▸ **Prompt**: Each line that holds the word "index" counts once; report how many lines do so and nothing else.

================

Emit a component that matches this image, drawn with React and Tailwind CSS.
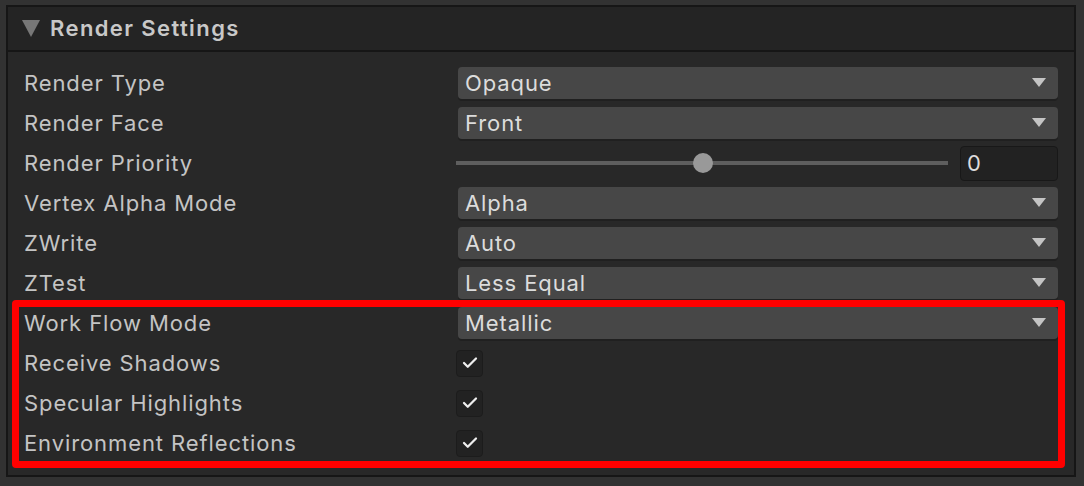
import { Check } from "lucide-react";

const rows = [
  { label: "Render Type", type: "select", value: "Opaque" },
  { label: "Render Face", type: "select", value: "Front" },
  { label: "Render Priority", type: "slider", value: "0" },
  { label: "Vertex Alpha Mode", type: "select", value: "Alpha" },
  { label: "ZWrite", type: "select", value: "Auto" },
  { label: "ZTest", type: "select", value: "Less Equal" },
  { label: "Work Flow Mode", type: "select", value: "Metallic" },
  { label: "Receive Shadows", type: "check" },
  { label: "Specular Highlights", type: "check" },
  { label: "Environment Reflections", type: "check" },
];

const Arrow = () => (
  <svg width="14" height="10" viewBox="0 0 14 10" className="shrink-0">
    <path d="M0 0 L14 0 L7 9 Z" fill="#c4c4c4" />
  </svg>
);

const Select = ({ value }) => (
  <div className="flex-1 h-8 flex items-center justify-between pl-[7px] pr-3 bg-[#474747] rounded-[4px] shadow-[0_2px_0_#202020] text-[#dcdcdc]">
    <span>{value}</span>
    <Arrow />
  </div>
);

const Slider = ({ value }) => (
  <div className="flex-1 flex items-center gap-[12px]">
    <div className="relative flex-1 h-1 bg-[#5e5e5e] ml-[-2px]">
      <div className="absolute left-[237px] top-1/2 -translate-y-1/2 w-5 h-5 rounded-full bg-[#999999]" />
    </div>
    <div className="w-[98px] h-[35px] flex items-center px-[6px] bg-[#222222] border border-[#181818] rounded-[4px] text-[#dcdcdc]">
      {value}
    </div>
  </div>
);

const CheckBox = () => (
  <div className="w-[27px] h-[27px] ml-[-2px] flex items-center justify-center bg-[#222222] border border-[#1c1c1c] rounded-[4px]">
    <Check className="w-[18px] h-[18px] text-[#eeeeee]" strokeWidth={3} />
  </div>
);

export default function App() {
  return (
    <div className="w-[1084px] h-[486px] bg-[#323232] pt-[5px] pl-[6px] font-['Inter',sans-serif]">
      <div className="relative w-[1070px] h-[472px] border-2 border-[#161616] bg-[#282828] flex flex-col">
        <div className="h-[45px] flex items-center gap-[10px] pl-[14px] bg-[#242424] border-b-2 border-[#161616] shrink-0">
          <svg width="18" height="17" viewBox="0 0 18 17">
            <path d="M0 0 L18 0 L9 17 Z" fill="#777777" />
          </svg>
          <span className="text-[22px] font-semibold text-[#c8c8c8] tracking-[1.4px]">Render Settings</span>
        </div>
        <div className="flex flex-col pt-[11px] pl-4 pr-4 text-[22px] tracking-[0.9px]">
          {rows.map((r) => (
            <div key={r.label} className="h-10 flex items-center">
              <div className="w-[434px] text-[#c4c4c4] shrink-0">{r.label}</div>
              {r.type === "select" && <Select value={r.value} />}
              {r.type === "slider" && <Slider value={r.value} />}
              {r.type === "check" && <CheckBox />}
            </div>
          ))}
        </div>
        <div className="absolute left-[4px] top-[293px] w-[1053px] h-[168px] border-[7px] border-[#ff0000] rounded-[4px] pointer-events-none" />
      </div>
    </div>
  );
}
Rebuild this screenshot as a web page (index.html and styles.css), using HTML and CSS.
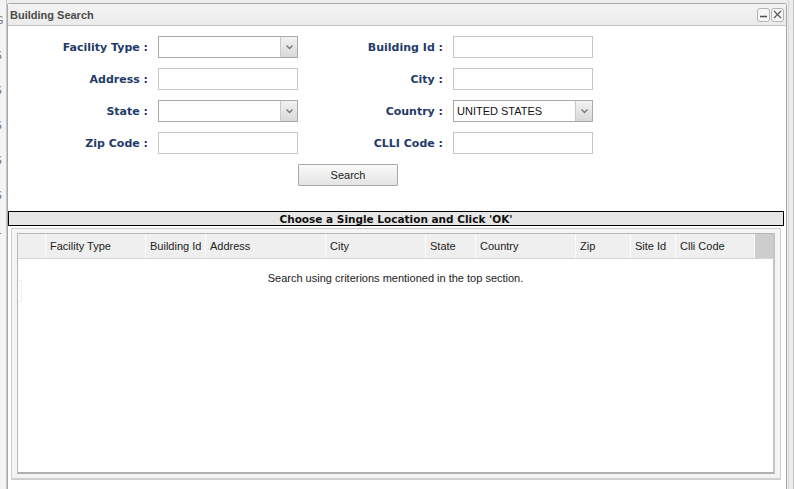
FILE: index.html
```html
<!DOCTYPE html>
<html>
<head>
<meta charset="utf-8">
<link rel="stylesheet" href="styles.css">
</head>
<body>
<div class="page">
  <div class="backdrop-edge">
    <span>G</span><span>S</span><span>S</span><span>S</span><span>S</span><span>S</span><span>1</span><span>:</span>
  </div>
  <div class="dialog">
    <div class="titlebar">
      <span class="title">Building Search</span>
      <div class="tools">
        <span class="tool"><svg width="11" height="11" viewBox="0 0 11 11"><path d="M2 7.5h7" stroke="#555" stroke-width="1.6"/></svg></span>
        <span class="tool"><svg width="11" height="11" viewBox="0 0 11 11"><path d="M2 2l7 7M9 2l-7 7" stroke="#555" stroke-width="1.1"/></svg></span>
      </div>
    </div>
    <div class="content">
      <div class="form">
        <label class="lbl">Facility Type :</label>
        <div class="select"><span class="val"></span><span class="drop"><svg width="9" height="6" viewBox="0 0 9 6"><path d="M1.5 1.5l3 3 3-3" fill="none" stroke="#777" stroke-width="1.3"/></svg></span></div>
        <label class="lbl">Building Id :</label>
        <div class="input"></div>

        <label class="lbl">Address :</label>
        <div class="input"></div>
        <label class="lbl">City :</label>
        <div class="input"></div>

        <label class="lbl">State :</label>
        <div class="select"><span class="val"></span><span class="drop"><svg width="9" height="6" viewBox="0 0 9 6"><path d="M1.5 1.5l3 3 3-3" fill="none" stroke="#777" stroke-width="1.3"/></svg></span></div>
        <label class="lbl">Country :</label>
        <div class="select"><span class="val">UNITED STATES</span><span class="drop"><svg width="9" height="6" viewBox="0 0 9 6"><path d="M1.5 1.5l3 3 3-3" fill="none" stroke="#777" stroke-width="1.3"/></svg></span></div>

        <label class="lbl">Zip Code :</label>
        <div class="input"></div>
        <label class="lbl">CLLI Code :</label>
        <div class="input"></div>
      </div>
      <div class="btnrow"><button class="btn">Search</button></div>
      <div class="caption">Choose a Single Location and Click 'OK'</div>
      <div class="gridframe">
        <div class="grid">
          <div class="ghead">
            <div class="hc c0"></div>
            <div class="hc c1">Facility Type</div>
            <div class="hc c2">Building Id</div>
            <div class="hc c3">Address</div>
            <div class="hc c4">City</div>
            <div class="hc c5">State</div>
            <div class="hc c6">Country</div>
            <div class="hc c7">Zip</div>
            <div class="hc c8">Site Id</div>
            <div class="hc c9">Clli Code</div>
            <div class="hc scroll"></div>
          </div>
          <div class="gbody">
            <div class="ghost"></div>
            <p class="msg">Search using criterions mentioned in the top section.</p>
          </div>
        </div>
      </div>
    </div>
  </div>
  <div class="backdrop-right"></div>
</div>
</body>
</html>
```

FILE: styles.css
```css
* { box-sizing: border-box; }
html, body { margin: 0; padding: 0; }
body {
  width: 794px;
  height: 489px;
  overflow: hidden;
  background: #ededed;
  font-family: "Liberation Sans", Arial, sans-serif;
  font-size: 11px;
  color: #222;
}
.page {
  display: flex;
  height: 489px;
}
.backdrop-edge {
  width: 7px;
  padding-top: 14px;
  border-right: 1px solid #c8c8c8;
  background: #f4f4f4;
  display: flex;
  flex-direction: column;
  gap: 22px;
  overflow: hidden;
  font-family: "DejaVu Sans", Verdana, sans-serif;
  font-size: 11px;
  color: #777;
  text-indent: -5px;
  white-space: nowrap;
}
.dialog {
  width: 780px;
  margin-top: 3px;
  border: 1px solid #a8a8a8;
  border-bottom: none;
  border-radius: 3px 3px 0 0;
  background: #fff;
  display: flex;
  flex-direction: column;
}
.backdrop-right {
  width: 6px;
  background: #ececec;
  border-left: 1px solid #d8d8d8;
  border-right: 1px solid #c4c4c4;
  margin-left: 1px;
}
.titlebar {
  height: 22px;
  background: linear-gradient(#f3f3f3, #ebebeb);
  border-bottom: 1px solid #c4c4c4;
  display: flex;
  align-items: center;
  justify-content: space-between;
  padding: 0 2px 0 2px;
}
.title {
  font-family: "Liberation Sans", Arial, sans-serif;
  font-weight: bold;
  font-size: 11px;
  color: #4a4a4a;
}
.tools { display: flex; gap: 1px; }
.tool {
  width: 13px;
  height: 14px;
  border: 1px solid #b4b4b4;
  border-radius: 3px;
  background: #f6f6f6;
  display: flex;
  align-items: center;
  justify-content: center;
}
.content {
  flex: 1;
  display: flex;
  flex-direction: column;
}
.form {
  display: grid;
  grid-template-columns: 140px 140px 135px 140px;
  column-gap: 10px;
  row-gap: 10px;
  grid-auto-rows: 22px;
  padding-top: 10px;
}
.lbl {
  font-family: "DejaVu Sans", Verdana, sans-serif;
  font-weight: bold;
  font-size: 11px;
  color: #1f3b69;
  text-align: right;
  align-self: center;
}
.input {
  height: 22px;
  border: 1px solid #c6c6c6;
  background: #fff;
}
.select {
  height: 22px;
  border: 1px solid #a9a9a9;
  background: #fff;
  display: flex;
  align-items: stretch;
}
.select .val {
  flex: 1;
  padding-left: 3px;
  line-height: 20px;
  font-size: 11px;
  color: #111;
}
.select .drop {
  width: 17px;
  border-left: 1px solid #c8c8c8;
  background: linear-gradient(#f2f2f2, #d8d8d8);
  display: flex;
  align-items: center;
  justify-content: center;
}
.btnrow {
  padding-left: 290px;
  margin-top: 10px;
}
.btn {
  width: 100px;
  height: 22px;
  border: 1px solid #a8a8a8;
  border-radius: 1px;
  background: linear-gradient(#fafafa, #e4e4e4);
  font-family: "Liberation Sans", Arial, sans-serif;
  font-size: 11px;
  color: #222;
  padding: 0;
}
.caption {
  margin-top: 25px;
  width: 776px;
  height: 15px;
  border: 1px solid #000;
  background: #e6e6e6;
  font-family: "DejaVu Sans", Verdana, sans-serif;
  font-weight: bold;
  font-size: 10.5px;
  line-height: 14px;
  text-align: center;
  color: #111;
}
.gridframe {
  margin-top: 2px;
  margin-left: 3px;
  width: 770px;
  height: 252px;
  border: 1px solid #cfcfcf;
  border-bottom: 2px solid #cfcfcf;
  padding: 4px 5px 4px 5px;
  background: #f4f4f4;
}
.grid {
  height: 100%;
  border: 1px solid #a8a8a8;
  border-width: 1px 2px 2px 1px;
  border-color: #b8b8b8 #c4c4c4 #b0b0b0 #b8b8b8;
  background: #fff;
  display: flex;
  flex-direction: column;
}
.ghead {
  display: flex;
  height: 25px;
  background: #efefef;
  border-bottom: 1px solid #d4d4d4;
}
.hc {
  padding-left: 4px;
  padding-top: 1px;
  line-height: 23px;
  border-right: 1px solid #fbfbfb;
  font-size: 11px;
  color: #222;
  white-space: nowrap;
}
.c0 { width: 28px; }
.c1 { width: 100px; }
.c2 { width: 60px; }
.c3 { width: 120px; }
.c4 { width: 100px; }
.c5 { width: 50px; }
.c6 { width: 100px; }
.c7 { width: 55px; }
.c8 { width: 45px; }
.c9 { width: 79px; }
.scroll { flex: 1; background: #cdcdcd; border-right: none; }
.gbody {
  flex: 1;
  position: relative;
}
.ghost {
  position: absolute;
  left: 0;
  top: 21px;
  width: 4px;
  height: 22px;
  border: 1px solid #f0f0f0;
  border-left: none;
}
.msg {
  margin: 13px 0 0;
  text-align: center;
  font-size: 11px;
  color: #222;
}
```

================

▸ **Solution for this task**: 2